Actually, all might not be quite as it seems for Kiwi RAV customers (so breathe, Avis, breathe ... ). The version on show in New York is very much a US-spec machine, boasting what the Americans call Adventure styling, potentially not destined for our shores.

That’s disappointing. No, we’re as unlikely to add a RAV to our mid-size SUV shopping list as the next person, let’s be honest.

But the new “prison yard” take on what has, until now, remained an inoffensive but ultimately uninteresting-looking SUV works for us. It’s almost a bit Lexus-ish ... which we’re unsure whether would be insulting to either sibling brand.

When you think about it, Toyota is making an effort to regain a more aggressive, performance-themed foothold on the market.

The Supra is about to make a comeback, and in Northern Hemisphere markets the little fire-breathing Yaris GRMN edition is asking the likes of Ford’s Fiesta ST200 and the Peugeot 208 GTi to put up their collective dukes.

Elsewhere the new Camry, especially in V6 guise, offers a nice mix of exec aggressiveness, without being silly about it in an attach-pointless-TRD-bodykit-here kind of way.

The 2019 RAV echoes this sentiment. Let’s just hope, for its sake, the Hertz procurement team isn’t intimidated.

F1 feeder classes also get weird protection

The halo head protection divining rod attached to this season’s batch of F1 race cars will filter down into other open-wheel categories from next year, the sport’s governing body, the Federation Internationale de l’Automobile (FIA), has announced.

FIA Single-Seat Commission bigwig Stefano Domenicali confirmed to an Aussie motorsport outlet during the Melbourne Formula 1 event that halo protection for F3 and F2 categories, as well as Formula-e, will be mandatory from next year.

Top priority for the FIA, though, is Formula 4. Who even knew there was a Formula 4?

As to less-than-favourable opinions on the halo device, Domenicali sniffily
dismissed them, suggesting that after a couple of F1 races they will no longer be a talking point.

So, for something that appears almost universally reviled, the halo device looks like it’s here to stay.

A bit like crocs. Or James Corden.

Fingerprint scanning makes this Bentley a vault on wheels

What is this James Bond-esque madness? Bentley customiser Mulliner has redesigned the centre console of the Bentley Bentayga SUV to include a secure compartment that can be accessed only by the owner’s fingerprint.

Or maybe the chauffeur’s ...

Thanks to this high-tech addition, Bentley owners need never worry again about getting that heritage Patek Philippe timepiece dusty at the polo or having to lug around bulky bearer bonds in the suit jacket breast pocket.

These everyday items can be stored in safety, so no prying valet parking jobsworth can rifle through one’s in-car possessions.

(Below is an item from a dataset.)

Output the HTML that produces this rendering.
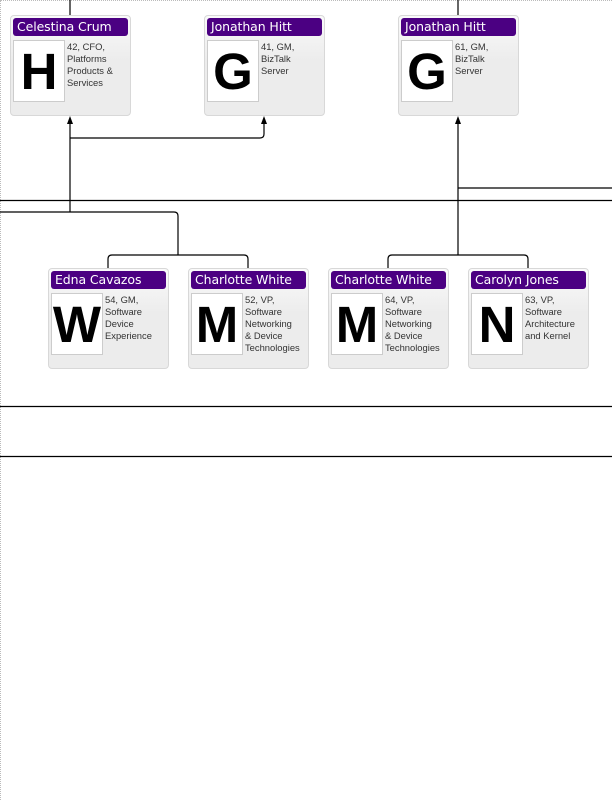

The system, says Mulliner, can even support more than one set of fingerprints. Although wouldn’t one just have two or more Bentleys’?

Now that we’ve heard about Mulliner’s fingerprint scanning system, we have to admit it’s a wonder other brands hell-bent on appearing super cutting-edge in the tech stakes haven’t thought of it before.

The fingerprint scanner provides a little bit of theatre. But then, so does Jaguar Land Rover’s rotary transmission dial, which glides up from the flush surface of the centre console when the car is started.

Range Rover is probably kicking itself it didn’t think of a fingerprint scanner for the high-priced SV Coupe.